Efficiency and Sustainability Department

Responsible for preparing reports and presenting them to management to provide updates on operational-level implementation progress at least twice a year.

Working Group

Collect and analyze data in alignment with the Company’s sustainability policy.

2. Risks and Opportunity Management

Climate change presents both risks and opportunities that may have a significant impact on the Company’s business operations and financial position over the short, medium, and long term. The Company has therefore integrated climate-related issues into its Enterprise Risk Management (ERM) system to ensure systematic assessment, alignment with corporate strategy, and consistency with IFRS S2 Climate-related Disclosures.
     The scope of management covers physical risks arising directly from climate change, transition risks associated with the shift towards a low-carbon economy, and climate-related opportunities that may arise across the Company’s value chain.

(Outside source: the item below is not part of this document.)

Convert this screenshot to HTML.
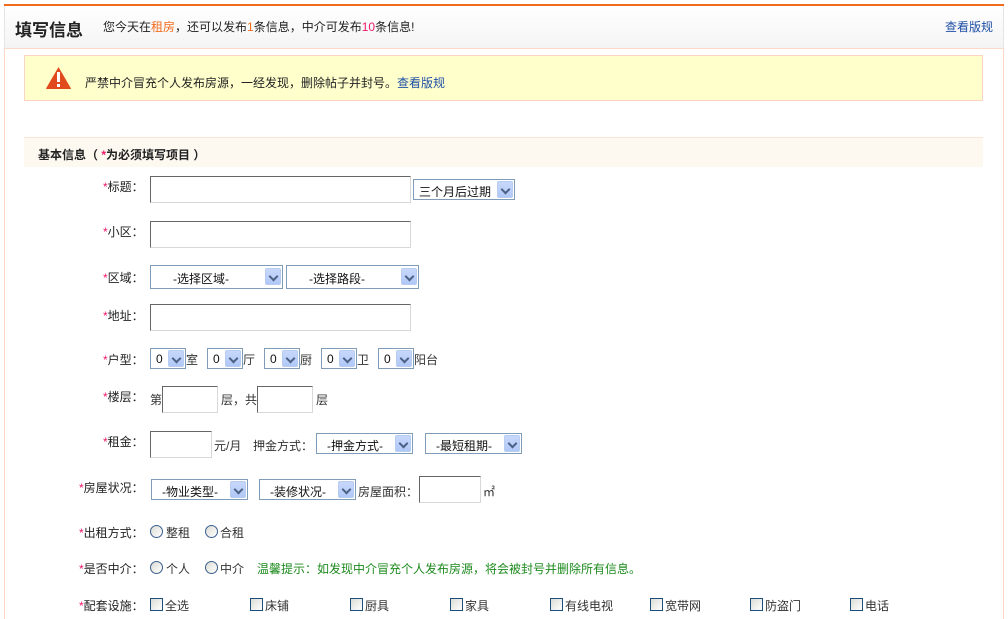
<!DOCTYPE html>
<html><head><meta charset="utf-8"><style>
*{margin:0;padding:0;box-sizing:border-box}
body{width:1008px;height:617px;overflow:hidden;background:#fff;font:12px "Liberation Sans","Noto Sans CJK SC","WenQuanYi Zen Hei",sans-serif;color:#333;position:relative}
.a{position:absolute;white-space:nowrap}
.top{left:4px;top:4px;width:1000px;height:2px;background:#f26b1d}
.hdr{left:4px;top:6px;width:1000px;height:43px;background:linear-gradient(#fff,#f4f4f4);border-left:1px solid #e5e5e5;border-right:1px solid #e5e5e5;border-bottom:1px solid #fbd8c8}
.frame{left:4px;top:49px;width:1000px;height:570px;border-left:1px solid #fbd8c8;border-right:1px solid #fbd8c8}
.t1{left:15px;top:16px;font-size:17px;font-weight:bold;color:#222}
.t2{left:103px;top:18px;color:#222}
.o{color:#f26b1d}.p{color:#f0186a}
.lnk{color:#1f4fa5}
.warn{left:24px;top:55px;width:959px;height:46px;background:#ffffcc;border:1px solid #fbd4c4}
.sec{left:24px;top:137px;width:959px;height:30px;background:#fdf9f1;border-top:1px solid #fbe3d8;font-weight:bold;color:#222;padding:8px 0 0 14px}
.r{color:#f0186a}
.inp{position:absolute;background:#fff;border:1px solid #d8d8d8;border-top-color:#666;border-left-color:#666}
.sel{position:absolute;background:#fff;border:1px solid #7f9db9;height:21px;color:#111}
.sel span{position:absolute;top:3px}
.sel i{position:absolute;right:1px;top:1px;width:16px;height:17px;background:linear-gradient(#c8d8fb,#b0c8f8);border:1px solid #b8ccf0;border-radius:2px}
.sel i:after{content:"";position:absolute;left:4px;top:4px;width:5px;height:5px;border-right:2px solid #4d6185;border-bottom:2px solid #4d6185;transform:rotate(45deg)}
.lb{position:absolute;text-align:right;color:#222}
.rad{position:absolute;width:13px;height:13px;border:1px solid #3a5f8e;border-radius:50%;background:linear-gradient(135deg,#dcdcd4,#fff)}
.cb{position:absolute;width:13px;height:13px;border:1px solid #1c4f80;background:linear-gradient(135deg,#dcdcd4,#fff)}
</style></head><body>
<div class="a frame"></div>
<div class="a top"></div>
<div class="a hdr"></div>
<div class="a t1">填写信息</div>
<div class="a t2">您今天在<span class="o">租房</span>，还可以发布<span class="o">1</span>条信息，中介可发布<span class="p">10</span>条信息!</div>
<div class="a lnk" style="left:945px;top:18px">查看版规</div>
<div class="a warn"></div>
<svg class="a" style="left:45px;top:66px" width="27" height="24" viewBox="0 0 27 24"><path d="M13.5 1 L26 22.5 Q26 23 25 23 L2 23 Q1 23 1 22.5Z" fill="#e04a1c"/><rect x="12" y="6" width="3" height="10" fill="#fff"/><rect x="12" y="18" width="3" height="3" fill="#fff"/></svg>
<div class="a" style="left:85px;top:74px;color:#222">严禁中介冒充个人发布房源，一经发现，删除帖子并封号。<span class="lnk">查看版规</span></div>
<div class="a sec">基本信息（ <span class="r">*</span>为必须填写项目 ）</div>

<div class="lb a" style="left:103px;top:178px"><span class="r">*</span>标题：</div>
<div class="inp" style="left:150px;top:176px;width:261px;height:27px"></div>
<div class="sel" style="left:413px;top:179px;width:102px"><span style="left:5px">三个月后过期</span><i></i></div>

<div class="lb a" style="left:103px;top:223px"><span class="r">*</span>小区：</div>
<div class="inp" style="left:150px;top:221px;width:261px;height:27px"></div>

<div class="lb a" style="left:103px;top:269px"><span class="r">*</span>区域：</div>
<div class="sel" style="left:150px;top:265px;width:133px;height:24px"><span style="left:22px;top:4px">-选择区域-</span><i style="top:2px"></i></div>
<div class="sel" style="left:286px;top:265px;width:133px;height:24px"><span style="left:22px;top:4px">-选择路段-</span><i style="top:2px"></i></div>

<div class="lb a" style="left:103px;top:307px"><span class="r">*</span>地址：</div>
<div class="inp" style="left:150px;top:304px;width:261px;height:27px"></div>

<div class="lb a" style="left:103px;top:351px"><span class="r">*</span>户型：</div>
<div class="sel" style="left:150px;top:348px;width:36px"><span style="left:5px">0</span><i></i></div><div class="a" style="left:186px;top:351px">室</div>
<div class="sel" style="left:207px;top:348px;width:36px"><span style="left:5px">0</span><i></i></div><div class="a" style="left:243px;top:351px">厅</div>
<div class="sel" style="left:264px;top:348px;width:36px"><span style="left:5px">0</span><i></i></div><div class="a" style="left:300px;top:351px">厨</div>
<div class="sel" style="left:321px;top:348px;width:36px"><span style="left:5px">0</span><i></i></div><div class="a" style="left:357px;top:351px">卫</div>
<div class="sel" style="left:378px;top:348px;width:36px"><span style="left:5px">0</span><i></i></div><div class="a" style="left:414px;top:351px">阳台</div>

<div class="lb a" style="left:103px;top:388px"><span class="r">*</span>楼层：</div>
<div class="a" style="left:150px;top:391px">第</div>
<div class="inp" style="left:162px;top:386px;width:56px;height:27px"></div>
<div class="a" style="left:221px;top:391px">层，共</div>
<div class="inp" style="left:257px;top:386px;width:56px;height:27px"></div>
<div class="a" style="left:316px;top:391px">层</div>

<div class="lb a" style="left:103px;top:433px"><span class="r">*</span>租金：</div>
<div class="inp" style="left:150px;top:431px;width:62px;height:27px"></div>
<div class="a" style="left:214px;top:437px">元/月</div>
<div class="a" style="left:253px;top:437px">押金方式：</div>
<div class="sel" style="left:316px;top:433px;width:97px"><span style="left:10px">-押金方式-</span><i></i></div>
<div class="sel" style="left:425px;top:433px;width:97px"><span style="left:10px">-最短租期-</span><i></i></div>

<div class="lb a" style="left:79px;top:479px"><span class="r">*</span>房屋状况：</div>
<div class="sel" style="left:151px;top:479px;width:97px"><span style="left:10px">-物业类型-</span><i></i></div>
<div class="sel" style="left:259px;top:479px;width:97px"><span style="left:10px">-装修状况-</span><i></i></div>
<div class="a" style="left:358px;top:483px">房屋面积：</div>
<div class="inp" style="left:419px;top:476px;width:62px;height:27px"></div>
<div class="a" style="left:483px;top:483px">㎡</div>

<div class="lb a" style="left:79px;top:524px"><span class="r">*</span>出租方式：</div>
<div class="rad" style="left:150px;top:525px"></div><div class="a" style="left:166px;top:524px">整租</div>
<div class="rad" style="left:205px;top:525px"></div><div class="a" style="left:220px;top:524px">合租</div>

<div class="lb a" style="left:79px;top:560px"><span class="r">*</span>是否中介：</div>
<div class="rad" style="left:150px;top:561px"></div><div class="a" style="left:166px;top:560px">个人</div>
<div class="rad" style="left:205px;top:561px"></div><div class="a" style="left:220px;top:560px">中介</div>
<div class="a" style="left:257px;top:560px;color:#1d8a1d">温馨提示：如发现中介冒充个人发布房源，将会被封号并删除所有信息。</div>

<div class="lb a" style="left:79px;top:597px"><span class="r">*</span>配套设施：</div>
<div class="cb" style="left:150px;top:598px"></div><div class="a" style="left:165px;top:597px">全选</div>
<div class="cb" style="left:250px;top:598px"></div><div class="a" style="left:265px;top:597px">床铺</div>
<div class="cb" style="left:350px;top:598px"></div><div class="a" style="left:365px;top:597px">厨具</div>
<div class="cb" style="left:450px;top:598px"></div><div class="a" style="left:465px;top:597px">家具</div>
<div class="cb" style="left:550px;top:598px"></div><div class="a" style="left:565px;top:597px">有线电视</div>
<div class="cb" style="left:650px;top:598px"></div><div class="a" style="left:665px;top:597px">宽带网</div>
<div class="cb" style="left:750px;top:598px"></div><div class="a" style="left:765px;top:597px">防盗门</div>
<div class="cb" style="left:850px;top:598px"></div><div class="a" style="left:865px;top:597px">电话</div>
</body></html>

3. Management Approach in Accordance with IFRS S2

Climate risk management is conducted using information from internationally recognized external sources, together with internal operational data, to support assessments of both physical and transition-related risks.

Data sources used for the assessment include :

- Climate data and climate change trend information from credible public sources.

- Geospatial data on operations, such as branch locations, auction centers, and key infrastructure.

- Legal, policy, and regulatory trends related to climate-related measures by government agencies and regulators.

- Market, technology, and consumer behavior trends related to the transition towards a low-carbon economy.

The assessment scope covers the Company’s core operating activities, taking into account both current and future scenarios within clearly defined time horizons to reflect potential impacts under different climate-related contexts.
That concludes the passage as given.